Book review: <I>dot.con</i> by John Cassidy
By Alun Williams
Posted on 16 Dec 2002 at 15:23
John Cassidy is a British journalist living and working in the US and a former Business Editor of the Sunday Times. In dot.con: the greatest story ever sold he takes us through the emergence of Internet-based companies, the building of the dot-com frenzy and the repercussions of the almost inevitable collapse.
It's a serious work of non-fiction. Amid in-depth financial analysis, the author compares the dot-com boom to speculative bubbles from previous centuries. While not a rip-roaring page-turner, the book provides a brisk, entertaining and authoritative record of the Internet stock boom and bust.
The narrative moves from the early 90s - when VP Al Gore introduced he nebulous term information super highway into the political lexicon - to the epilogue covering the possible financial and technological effects of 11 September. From the early 'land grab' of the Internet to the blood on the floor of collapsing stock prices and washed up day-traders going postal.
In between, we meet the various dot-com luminaries and trace their career trajectories. These include the central figure of Alan Greenspan (the chairman of the Federal Reserve) and the likes of Mary Meeker (an influential stock analyst at Morgan Stanley, responsible for many a 'successful' stock flotation), Jim Clark and Marc Andreessen (Netscape), David Filo and Jerry Yang (Yahoo!), Jeff Bezos (Amazon.com) and Steve Case (AOL).
Strong on economics and the financial issues underpinning the Internet stock boom, the book provides an entertaining read.
What strikes you most is the hard-nosed opportunism of many of the main contenders. These ivy league professionals - you feel - would have succeeded on Wall Street one way or another. The dot-com arena was just the particular environment they had had the opportunity to operate within. Or exploit. 'If Marc Andreessen and Jerry Yang represented the frontiersmen in American history, [Steve] Case represented the merchants and lawyers who followed in the settlers' wake,' writes Cassidy.
The book is good on anecdotes to leaven the financial figures involved. For example, there was the staged meeting at the Equitable Center in Manhattan to announce that AOL was buying Time Warner for $165bn. Reflecting the topsy-turvy times, you may remember that Steve Case - the new Net kid on the block - dressed up in a sober suit for the occasion while Gerald Levin the chairman of the 'old media' Time Warner dressed down to look more hip in casuals. Both sides had flipped, as it were. In more ways than one when you look at the soundness of the deal, in retrospect.
The book is particularly strong on the rise of Steve Case and that epoch-defining deal between AOL and Time Warner.
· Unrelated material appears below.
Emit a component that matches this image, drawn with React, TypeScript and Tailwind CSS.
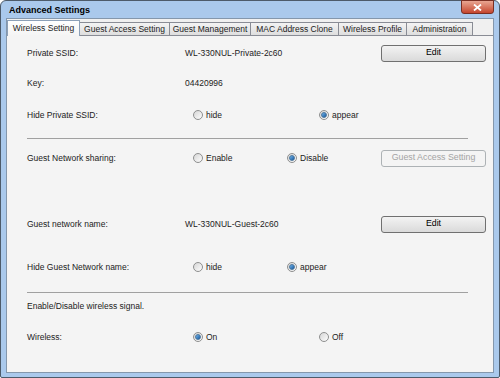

AOL, already dubbed the 'cockroach of cyberspace', was taking over the world's largest media company. America Online shareholders would own 55 per cent of the merged company. As Cassidy writes: 'In joining with Time Warner, Case exploited the stock market bubble to convert his company from an Internet service provider with uncertain prospects in a future where broadband access to the Internet would eventually become the norm into a global media colossus that could survive and prosper in any environment. At least one old media mogul looked on in admiration. "It was a brilliant piece of financial engineering," Rupert Murdoch commented. "He jumped in and bought something with $6bn in cash flow."'
Based on its stock market capitalisation, AOL was supposedly worth $150bn.